§ Given exercise: Copy nothing but the text: reproduce each line of the listing exactly and leave the pictures out.
---------- Raw data ----------
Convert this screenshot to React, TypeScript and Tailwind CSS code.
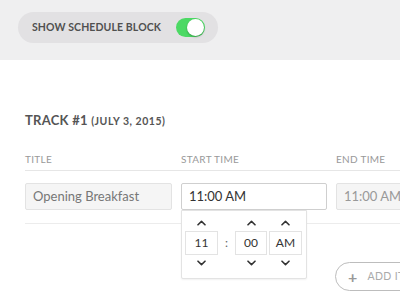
const Chevron = ({ down = false }: { down?: boolean }) => (
  <svg width="9" height="6" viewBox="0 0 9 6" className="block">
    <path
      d={down ? 'M1 1.2 L4.5 4.6 L8 1.2' : 'M1 4.8 L4.5 1.4 L8 4.8'}
      fill="none"
      stroke="#333"
      strokeWidth="1.6"
      strokeLinecap="round"
      strokeLinejoin="round"
    />
  </svg>
);

export default function App() {
  return (
    <div className="w-[400px] h-[300px] overflow-hidden bg-white font-['Lato',sans-serif]">
      {/* Top settings bar */}
      <div className="h-[60px] bg-[#efeff0] pl-[18px] pt-[12px]">
        <div className="w-[200px] h-[31px] rounded-full bg-[#e2e1e3] flex items-center pl-[14px] pr-[13px] justify-between">
          <span className="text-[10.5px] font-bold tracking-[0.01em] text-[#505050] uppercase">
            Show Schedule Block
          </span>
          <div className="w-[29px] h-[19px] rounded-full bg-[#4cd964] flex items-center justify-end pr-[1px]">
            <div className="w-[17px] h-[17px] rounded-full bg-white shadow-[0_1px_2px_rgba(0,0,0,0.3)]" />
          </div>
        </div>
      </div>

      {/* Track section */}
      <div className="pl-[25px] pt-[53px]">
        <h2 className="text-[13px] font-bold text-[#555] tracking-[0.02em] leading-[14px]">
          TRACK #1 <span className="text-[10.5px] tracking-[0.05em]">(JULY 3, 2015)</span>
        </h2>

        <div className="mt-[25px] w-[400px]">
          <div className="grid grid-cols-[156px_155px_155px] border-b border-[#e6e6e6] pb-[5px] text-[10px] leading-[12px] text-[#999] tracking-[0.03em]">
            <span>TITLE</span>
            <span>START TIME</span>
            <span>END TIME</span>
          </div>

          <div className="grid grid-cols-[156px_155px_155px] pt-[12px] h-[53px] border-b border-[#ececec]">
            <div className="w-[147px] h-[27px] bg-[#f5f5f5] border border-[#e3e3e3] rounded-[2px] flex items-center pl-[7px] text-[13px] text-[#777]">
              Opening Breakfast
            </div>
            <div className="relative">
              <div className="w-[146px] h-[27px] bg-white border border-[#cfcfcf] rounded-[2px] flex items-center pl-[7px] text-[13px] text-[#333]">
                11:00 AM
              </div>
              {/* Time picker dropdown */}
              <div className="absolute left-0 top-[27px] w-[126px] h-[69px] bg-white border border-[#e3e3e3] rounded-b-[2px] shadow-[0_1px_2px_rgba(0,0,0,0.06)] z-10 pt-[9px]">
                <div className="flex items-center pl-[3px] text-[12px] text-[#333]">
                  <div className="flex flex-col items-center">
                    <Chevron />
                    <div className="mt-[5px] w-[33px] h-[24px] border border-[#e3e3e3] flex items-center justify-center">11</div>
                    <div className="mt-[5px]"><Chevron down /></div>
                  </div>
                  <span className="w-[17px] text-center text-[#666]">:</span>
                  <div className="flex flex-col items-center">
                    <Chevron />
                    <div className="mt-[5px] w-[32px] h-[24px] border border-[#e3e3e3] flex items-center justify-center">00</div>
                    <div className="mt-[5px]"><Chevron down /></div>
                  </div>
                  <div className="ml-[2px] flex flex-col items-center">
                    <Chevron />
                    <div className="mt-[5px] w-[33px] h-[24px] border border-[#e3e3e3] flex items-center justify-center">AM</div>
                    <div className="mt-[5px]"><Chevron down /></div>
                  </div>
                </div>
              </div>
            </div>
            <div className="w-[147px] h-[27px] bg-[#f5f5f5] border border-[#e3e3e3] rounded-[2px] flex items-center pl-[7px] text-[13px] text-[#999]">
              11:00 AM
            </div>
          </div>

          <div className="pl-[310px] pt-[38px]">
            <button className="h-[29px] w-[120px] rounded-full border border-[#bdbdbd] flex items-center pl-[12px] gap-[10px] text-[10.5px] text-[#aaa] tracking-[0.03em]">
              <span className="text-[16px] font-bold leading-none text-[#999]">+</span>
              ADD ITEM
            </button>
          </div>
        </div>
      </div>
    </div>
  );
}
----------
§ Task response:
Convert this screenshot to React, TypeScript and Tailwind CSS code.
const Chevron = ({ down = false }: { down?: boolean }) => (
  <svg width="9" height="6" viewBox="0 0 9 6" className="block">
    <path
      d={down ? 'M1 1.2 L4.5 4.6 L8 1.2' : 'M1 4.8 L4.5 1.4 L8 4.8'}
      fill="none"
      stroke="#333"
      strokeWidth="1.6"
      strokeLinecap="round"
      strokeLinejoin="round"
    />
  </svg>
);

export default function App() {
  return (
    <div className="w-[400px] h-[300px] overflow-hidden bg-white font-['Lato',sans-serif]">
      {/* Top settings bar */}
      <div className="h-[60px] bg-[#efeff0] pl-[18px] pt-[12px]">
        <div className="w-[200px] h-[31px] rounded-full bg-[#e2e1e3] flex items-center pl-[14px] pr-[13px] justify-between">
          <span className="text-[10.5px] font-bold tracking-[0.01em] text-[#505050] uppercase">
            Show Schedule Block
          </span>
          <div className="w-[29px] h-[19px] rounded-full bg-[#4cd964] flex items-center justify-end pr-[1px]">
            <div className="w-[17px] h-[17px] rounded-full bg-white shadow-[0_1px_2px_rgba(0,0,0,0.3)]" />
          </div>
        </div>
      </div>

      {/* Track section */}
      <div className="pl-[25px] pt-[53px]">
        <h2 className="text-[13px] font-bold text-[#555] tracking-[0.02em] leading-[14px]">
          TRACK #1 <span className="text-[10.5px] tracking-[0.05em]">(JULY 3, 2015)</span>
        </h2>

        <div className="mt-[25px] w-[400px]">
          <div className="grid grid-cols-[156px_155px_155px] border-b border-[#e6e6e6] pb-[5px] text-[10px] leading-[12px] text-[#999] tracking-[0.03em]">
            <span>TITLE</span>
            <span>START TIME</span>
            <span>END TIME</span>
          </div>

          <div className="grid grid-cols-[156px_155px_155px] pt-[12px] h-[53px] border-b border-[#ececec]">
            <div className="w-[147px] h-[27px] bg-[#f5f5f5] border border-[#e3e3e3] rounded-[2px] flex items-center pl-[7px] text-[13px] text-[#777]">
              Opening Breakfast
            </div>
            <div className="relative">
              <div className="w-[146px] h-[27px] bg-white border border-[#cfcfcf] rounded-[2px] flex items-center pl-[7px] text-[13px] text-[#333]">
                11:00 AM
              </div>
              {/* Time picker dropdown */}
              <div className="absolute left-0 top-[27px] w-[126px] h-[69px] bg-white border border-[#e3e3e3] rounded-b-[2px] shadow-[0_1px_2px_rgba(0,0,0,0.06)] z-10 pt-[9px]">
                <div className="flex items-center pl-[3px] text-[12px] text-[#333]">
                  <div className="flex flex-col items-center">
                    <Chevron />
                    <div className="mt-[5px] w-[33px] h-[24px] border border-[#e3e3e3] flex items-center justify-center">11</div>
                    <div className="mt-[5px]"><Chevron down /></div>
                  </div>
                  <span className="w-[17px] text-center text-[#666]">:</span>
                  <div className="flex flex-col items-center">
                    <Chevron />
                    <div className="mt-[5px] w-[32px] h-[24px] border border-[#e3e3e3] flex items-center justify-center">00</div>
                    <div className="mt-[5px]"><Chevron down /></div>
                  </div>
                  <div className="ml-[2px] flex flex-col items-center">
                    <Chevron />
                    <div className="mt-[5px] w-[33px] h-[24px] border border-[#e3e3e3] flex items-center justify-center">AM</div>
                    <div className="mt-[5px]"><Chevron down /></div>
                  </div>
                </div>
              </div>
            </div>
            <div className="w-[147px] h-[27px] bg-[#f5f5f5] border border-[#e3e3e3] rounded-[2px] flex items-center pl-[7px] text-[13px] text-[#999]">
              11:00 AM
            </div>
          </div>

          <div className="pl-[310px] pt-[38px]">
            <button className="h-[29px] w-[120px] rounded-full border border-[#bdbdbd] flex items-center pl-[12px] gap-[10px] text-[10.5px] text-[#aaa] tracking-[0.03em]">
              <span className="text-[16px] font-bold leading-none text-[#999]">+</span>
              ADD ITEM
            </button>
          </div>
        </div>
      </div>
    </div>
  );
}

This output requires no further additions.